The truth, the whole truth and nothing but the truth?

Anyone spending all or most of the day in synagogue on Yom Kippur, the Day of Atonement, will have noticed how often the word emet (“truth”) and its derivatives crop up in the extensive liturgy that addresses the issues of confession, repentance and the quest for forgiveness. In short we are to acknowledge the truth of who we are and what we have done, to strip away the sheker(“falsity”) that can so easily insinuate its way into playing a major part in our lives, and to stand before God as our true selves with the sincere aspiration that we will seek to do better, to be better, in the year ahead.

Emet plays a key role in Pirkei Avot. It is one of the three qualities upon which the continuation of civilised life depends (1:18). Acknowledgement of the truth, however inconvenient it may be, is one of the seven signs of a wise person (5:9); setting oneself on the path of truth is listed as one of the 48 steps to acquiring Torah (6:6).
While the Yom Kippur liturgy contrasts
emet and sheker, Pirkei Avot makes no mention of sheker at all. This is unsurprising if we remember that Avot is not a philosophical tract on the nature of abstract concepts but a set of practical guidelines for moral Jewish decision-making. Thus, while truth and peace are both shortlisted as values upon which the world’s survival depends, a mishnah in the first perek (1:12) advocates following the path of Aaron in loving peace and pursuing peace. Aaron famously accomplishes this path midrashically by falsely telling each of two adversaries that the other was sad to be in dispute and wanted to make peace.
If truth is accepted as a relative value rather than an absolute, we can accommodate the concept of the partial or incomplete truth, when words that are spoken are literally true but do not tell the whole story. But how far can not-quite-truth be acceptable? There is a countertrend towards promoting the absolute value of truth. This can be seen in the Sefer Chasidim, where Rabbi Yehudah HaChasid disapproves of the practice of improving even a true story by embellishing it—even if the story has didactic value which is enhanced by the embellishment. It can also be seen in the Chafetz Chaim’s important work on lashon hara (improperly telling tales of others, whether true or false). This work covers much of the same ground as Rabbeinu Yonah’s Sha’are Teshuvah, but effectively converting what were previously regarded as middot(discretionary canons of behaviour) into mitzvot (binding commandments).
A related area of truth and falsehood is that of midrashic teachings, many of which are fanciful and, in real-world terms, impossible. Are they emet because the message they convey is true, or sheker because they did not happen, could not happen or clash factually with other midrashim on the same subject? Here the range of opinions is wide, spanning those who accept as a matter of faith that all midrashim are true and those who discount their veracity—however plausible they may be—on the ground that they are midrashim. Many people adopt the position that many midrashim are literally false but metaphorically true, and that the metaphorical truth trumps the literal falsehood. However, this convenient solution is not, so far as I am aware, flagged by their authors except where the tales are described as mashalim (“parables”), such as Rabbi Akiva’s famous citation of a dialogue between a cunning fox and some remarkably self-aware fish (Berachot 61b).
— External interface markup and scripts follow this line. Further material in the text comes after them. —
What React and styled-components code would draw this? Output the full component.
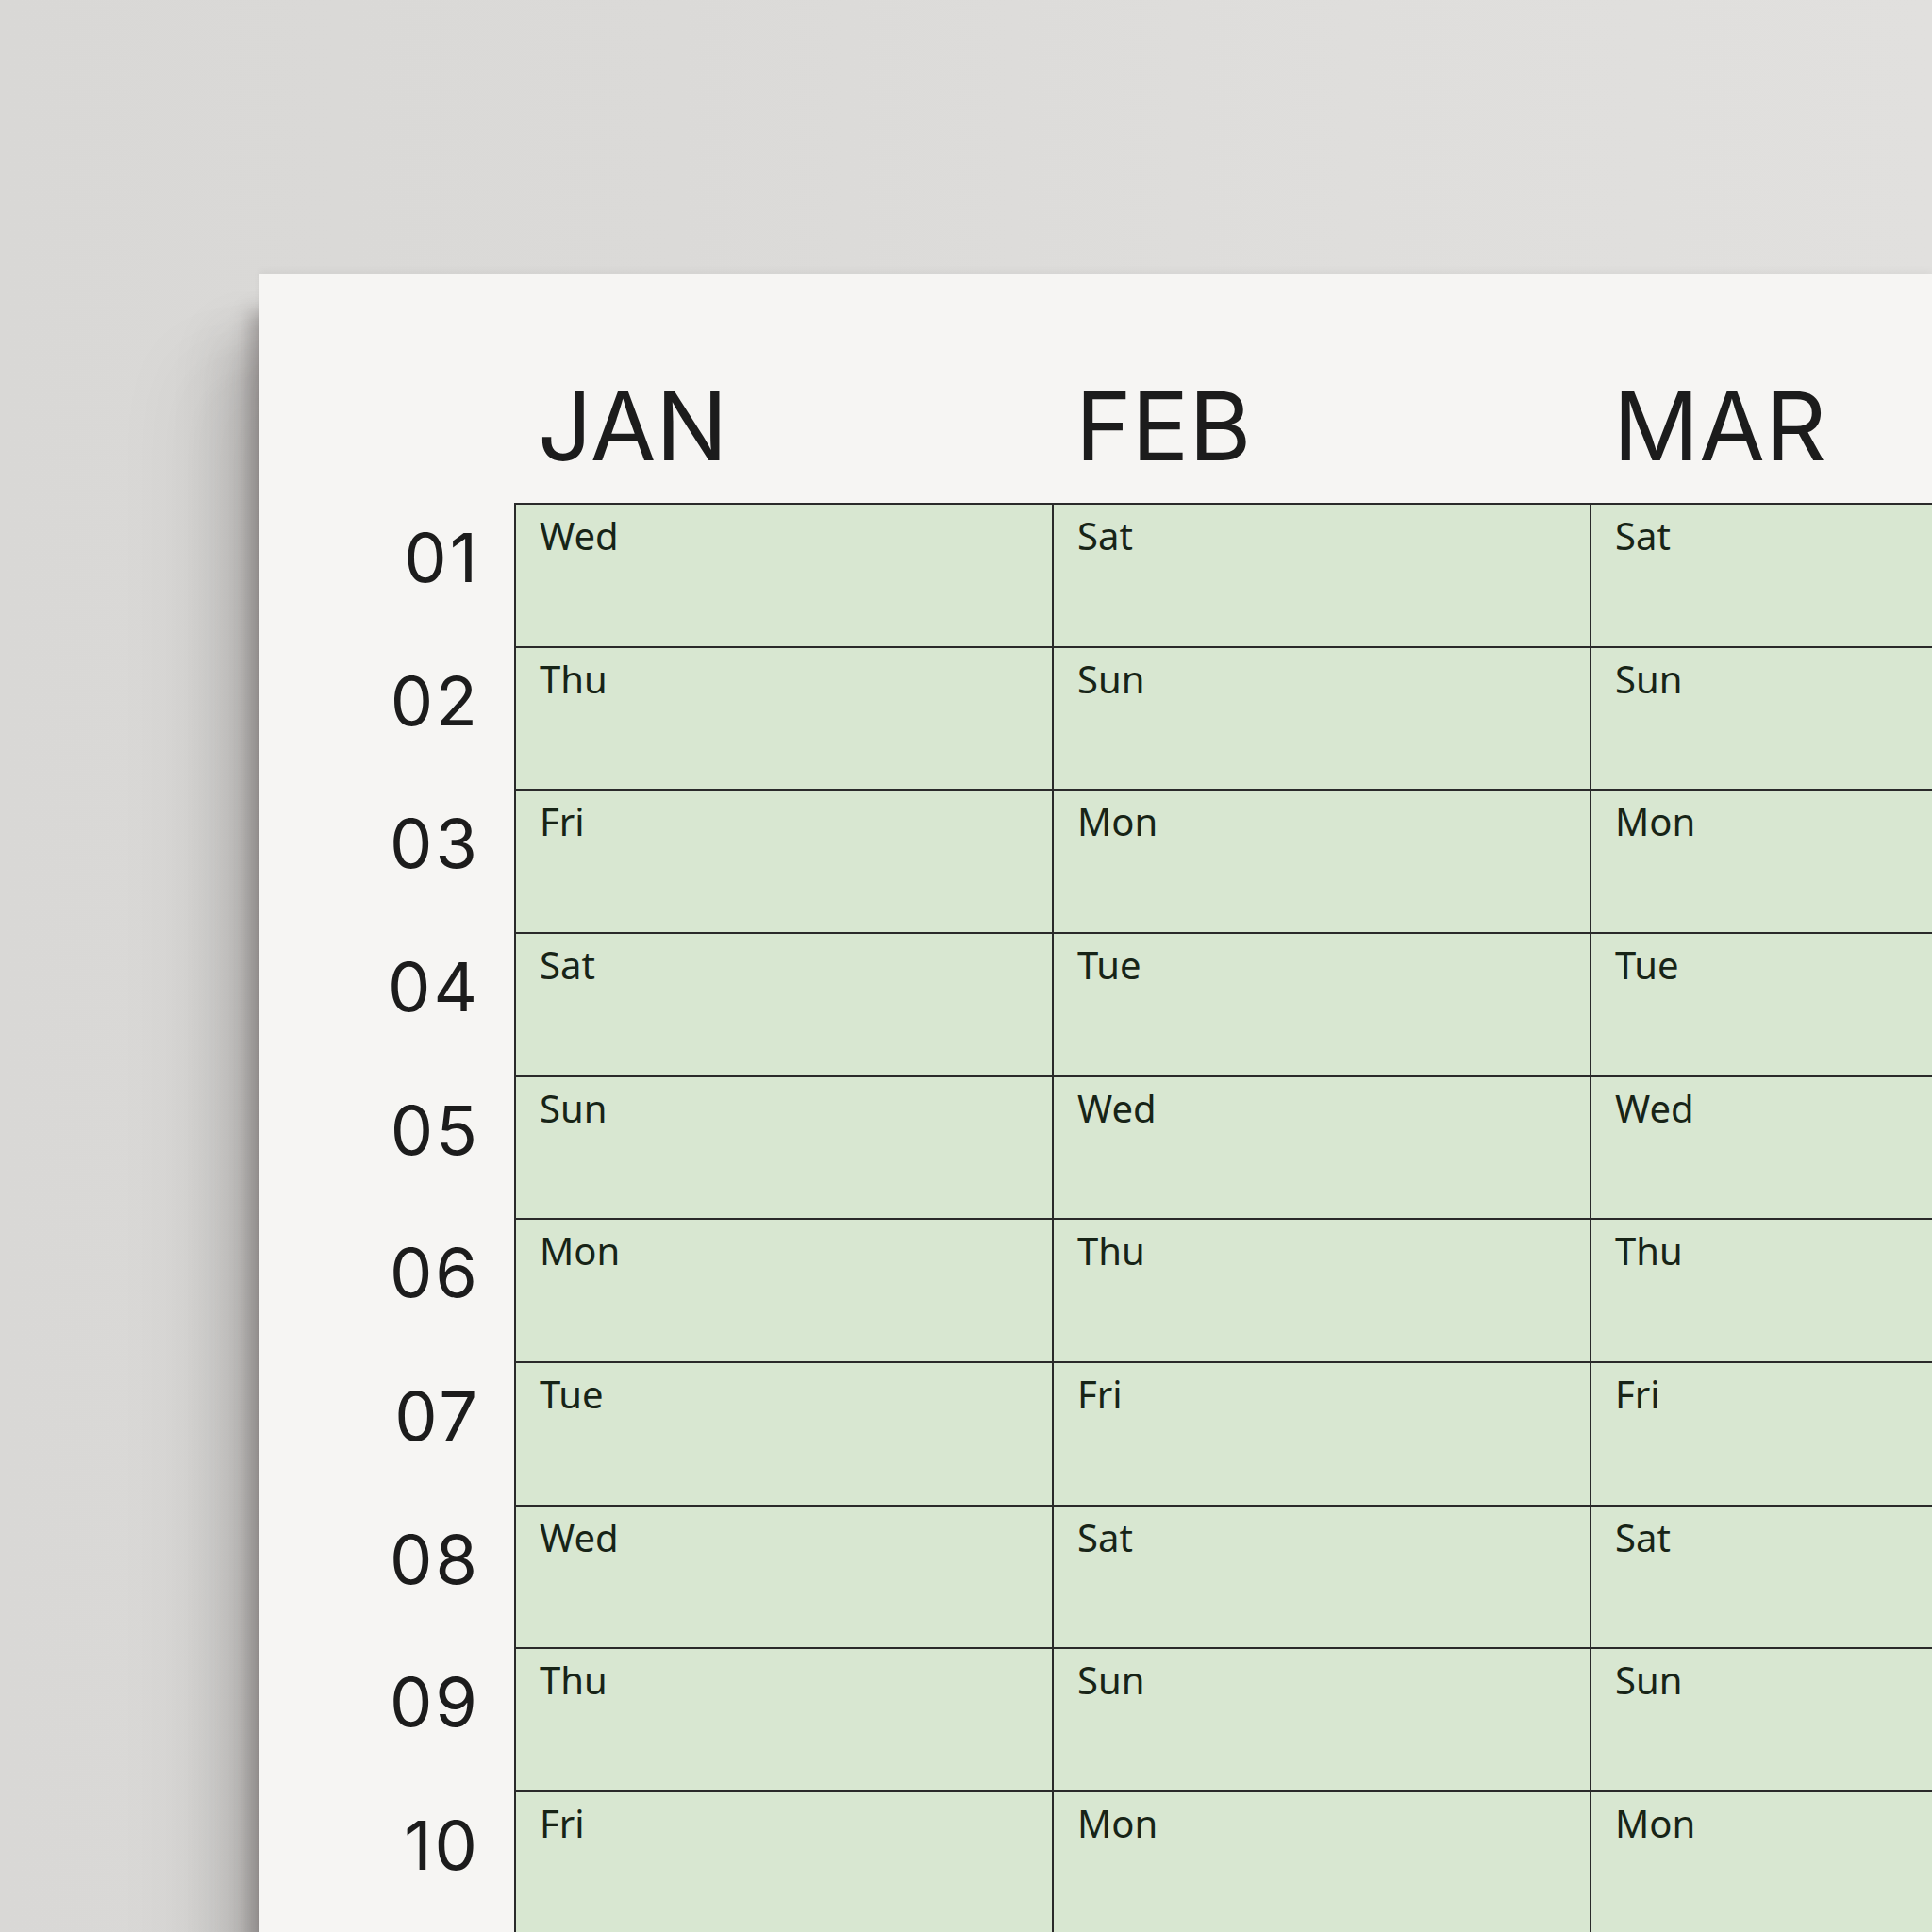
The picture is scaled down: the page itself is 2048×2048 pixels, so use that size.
import React from 'react';
import styled, { createGlobalStyle } from 'styled-components';

const GlobalStyle = createGlobalStyle`
  html, body {
    margin: 0;
    padding: 0;
    background: #dcdbd9;
  }
`;

const Wall = styled.div`
  width: 2048px;
  height: 2048px;
  box-sizing: border-box;
  padding: 290px 0 0 275px;
  overflow: hidden;
  background: linear-gradient(90deg, #d9d8d6 0%, #dbdad8 35%, #dfdedc 70%, #e1e0de 100%);
  font-family: 'Noto Sans', 'Open Sans', sans-serif;
`;

const Paper = styled.div`
  width: 1773px;
  height: 100%;
  background: #f6f5f3;
  overflow: hidden;
  display: flex;
  flex-direction: column;
  box-shadow:
    -10px 40px 18px rgba(70, 62, 62, 0.34),
    -34px 70px 50px rgba(70, 62, 62, 0.22),
    -70px 100px 80px rgba(70, 62, 62, 0.08),
    0 -3px 8px rgba(0, 0, 0, 0.04);
`;

const HeaderRow = styled.div`
  display: grid;
  grid-template-columns: 272px repeat(3, 570px);
  height: 243px;
  flex-shrink: 0;
  align-items: end;
`;

const MonthLabel = styled.div`
  padding: 0 0 31px 23px;
  font-family: Inter, 'Noto Sans', sans-serif;
  font-size: 101px;
  line-height: 1;
  color: #1c1c1c;
  white-space: nowrap;
`;

const Body = styled.div`
  display: flex;
  align-items: flex-start;
`;

const NumberColumn = styled.div`
  width: 270px;
  flex-shrink: 0;
  display: grid;
  grid-auto-rows: 151.67px;
  padding-top: 2px;
`;

const DayNumber = styled.div`
  padding: 20px 36px 0 0;
  text-align: right;
  font-family: Inter, 'Noto Sans', sans-serif;
  font-size: 72px;
  line-height: 1;
  letter-spacing: 3px;
  color: #1c1c1c;
`;

const DayGrid = styled.div`
  display: grid;
  grid-template-columns: repeat(3, 570px);
  grid-auto-rows: 151.67px;
  border-top: 2px solid #2a2a2a;
  border-left: 2px solid #2a2a2a;
  flex-shrink: 0;
`;

const Cell = styled.div`
  box-sizing: border-box;
  background: #d8e7d1;
  border-right: 2px solid #2a2a2a;
  border-bottom: 2px solid #2a2a2a;
  padding: 13px 0 0 25px;
  font-size: 40px;
  line-height: 1;
  color: #172417;
`;

const WEEK = ['Sun', 'Mon', 'Tue', 'Wed', 'Thu', 'Fri', 'Sat'];

const months = [
  { name: 'JAN', start: 3 },
  { name: 'FEB', start: 6 },
  { name: 'MAR', start: 6 },
];

const days = Array.from({ length: 10 }, (_, i) => i + 1);

export default function App() {
  return (
    <>
      <GlobalStyle />
      <Wall>
        <Paper>
          <HeaderRow>
            <div />
            {months.map((m) => (
              <MonthLabel key={m.name}>{m.name}</MonthLabel>
            ))}
          </HeaderRow>
          <Body>
            <NumberColumn>
              {days.map((d) => (
                <DayNumber key={d}>{String(d).padStart(2, '0')}</DayNumber>
              ))}
            </NumberColumn>
            <DayGrid>
              {days.map((d) =>
                months.map((m) => (
                  <Cell key={m.name + d}>{WEEK[(m.start + d - 1) % 7]}</Cell>
                ))
              )}
            </DayGrid>
          </Body>
        </Paper>
      </Wall>
    </>
  );
}
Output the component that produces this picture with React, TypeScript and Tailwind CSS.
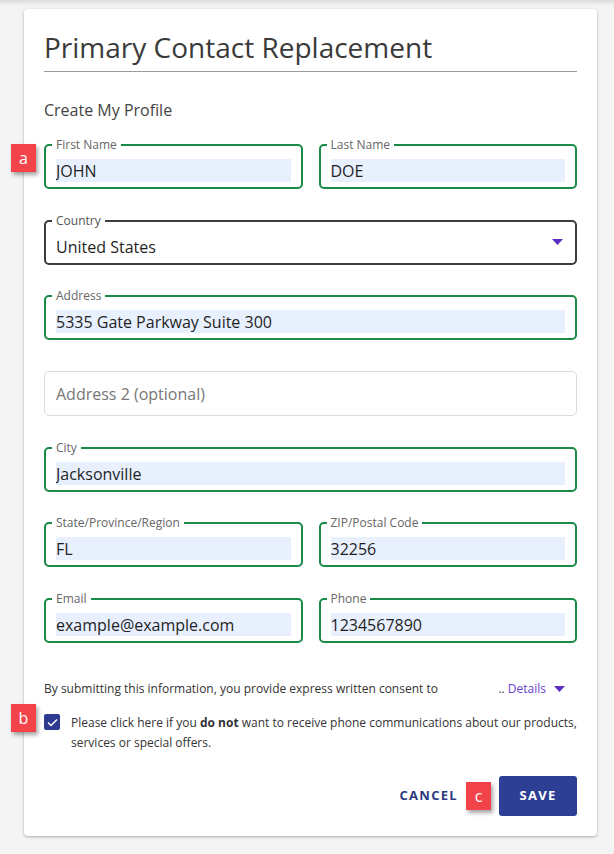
import type { ReactNode } from "react";

const font = { fontFamily: '"Open Sans", "Noto Sans", sans-serif' };

function Badge({ letter, className }: { letter: string; className: string }) {
  return (
    <span
      className={`absolute flex h-[28px] w-[25px] items-center justify-center bg-[#f2434b] text-[16px] leading-none text-white shadow-[2px_3px_4px_rgba(0,0,0,0.35)] ${className}`}
    >
      {letter}
    </span>
  );
}

type FieldProps = {
  label: string;
  value: string;
  className?: string;
};

function Field({ label, value, className = "" }: FieldProps) {
  return (
    <fieldset
      className={`min-w-0 rounded-[5px] border-2 border-[#1a8a47] px-[10px] pb-[5px] pt-[7px] ${className}`}
    >
      <legend className="-ml-[4px] px-[4px] text-[12px] leading-[14px] text-[#666]">
        {label}
      </legend>
      <div className="h-[23px] overflow-hidden bg-[#e8f0fe] text-[16px] leading-[25px] text-[#1f1f1f]">
        {value}
      </div>
    </fieldset>
  );
}

function Row({ children, className = "" }: { children: ReactNode; className?: string }) {
  return <div className={`relative grid grid-cols-2 gap-4 ${className}`}>{children}</div>;
}

export default function App() {
  return (
    <div className="min-h-[854px] bg-[#f4f4f4] pb-[19px]" style={font}>
      <div className="h-[6px] bg-gradient-to-b from-[#dcdcdc] to-[#f4f4f4]" />
      <div className="ml-[24px] mt-[3px] w-[573px] rounded-[4px] bg-white px-[20px] pb-[20px] pt-[19px] shadow-[0_1px_3px_rgba(0,0,0,0.3)]">
        <h1 className="border-b border-[#9a9a9a] pb-[5px] text-[28px] font-normal leading-[38px] text-[#3a3a3a]">
          Primary Contact Replacement
        </h1>
        <p className="mt-[27px] text-[16px] leading-[22px] text-[#444]">Create My Profile</p>

        <div className="mt-[17px] flex flex-col gap-[24.7px]">
          <Row>
            <Badge letter="a" className="-left-[33px] top-[6px]" />
            <Field label="First Name" value="JOHN" />
            <Field label="Last Name" value="DOE" />
          </Row>

          <fieldset className="min-w-0 rounded-[5px] border-2 border-[#3d3d3d] px-[10px] pb-[5px] pt-[7px]">
            <legend className="-ml-[4px] px-[4px] text-[12px] leading-[14px] text-[#555]">
              Country
            </legend>
            <div className="flex h-[23px] items-center justify-between text-[16px] leading-[23px] text-[#1f1f1f]">
              <span className="pt-[2px]">United States</span>
              <svg width="11" height="6" viewBox="0 0 11 6" className="mr-[2px] -mt-[8px]">
                <path d="M0 0h11L5.5 6z" fill="#5a2fbf" />
              </svg>
            </div>
          </fieldset>

          <Field label="Address" value="5335 Gate Parkway Suite 300" />

          <div className="mt-[6px] flex h-[45px] items-center rounded-[5px] border border-[#dcdcdc] px-[11px] text-[16px] text-[#777]">
            Address 2 (optional)
          </div>

          <Field label="City" value="Jacksonville" />

          <Row>
            <Field label="State/Province/Region" value="FL" />
            <Field label="ZIP/Postal Code" value="32256" />
          </Row>

          <Row>
            <Field label="Email" value="example@example.com" />
            <Field label="Phone" value="1234567890" />
          </Row>
        </div>

        <div className="mt-[37px] flex items-center justify-between pr-[12px] text-[12px] leading-[17px] text-[#333]">
          <span>By submitting this information, you provide express written consent to</span>
          <span className="flex items-center gap-[8px]">
            <span>
              <span className="text-[#444]">..</span>{" "}
              <span className="text-[#6a3fd0]">Details</span>
            </span>
            <svg width="11" height="6" viewBox="0 0 11 6">
              <path d="M0 0h11L5.5 6z" fill="#5a2fbf" />
            </svg>
          </span>
        </div>

        <div className="relative mt-[16px] flex items-start gap-[11px]">
          <Badge letter="b" className="-left-[33px] -top-[9px]" />
          <span className="mt-[1px] flex h-[16px] w-[16px] shrink-0 items-center justify-center rounded-[2px] bg-[#2c3b8f]">
            <svg width="11" height="9" viewBox="0 0 11 9">
              <path d="M1 4.6l3 3L10 1.4" fill="none" stroke="white" strokeWidth="1.4" />
            </svg>
          </span>
          <p className="text-[12px] leading-[20px] text-[#333]">
            Please click here if you <b className="font-bold">do not</b> want to receive phone
            communications about our products, services or special offers.
          </p>
        </div>

        <div className="mt-[23px] flex items-center justify-end gap-[41px]">
          <button className="text-[13px] font-bold tracking-[1.3px] text-[#2c3a7e]">CANCEL</button>
          <div className="relative">
            <Badge letter="c" className="-left-[33px] top-[6px]" />
            <button className="h-[40px] w-[78px] rounded-[3px] bg-[#2c3f94] text-[13px] font-bold tracking-[1.3px] text-white">
              SAVE
            </button>
          </div>
        </div>
      </div>
    </div>
  );
}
This leaves us on Yom Kippur with a difficult decision: do we repent telling an untruth or half-truth because we have lied and thus introduced more sheker into the world? Or do we decide not to repent, even if by doing so we are effectively judging our own actions and pre-empting the decision of the heavenly court? Readers of this post now have a year to decide before Yom Kippur comes around again.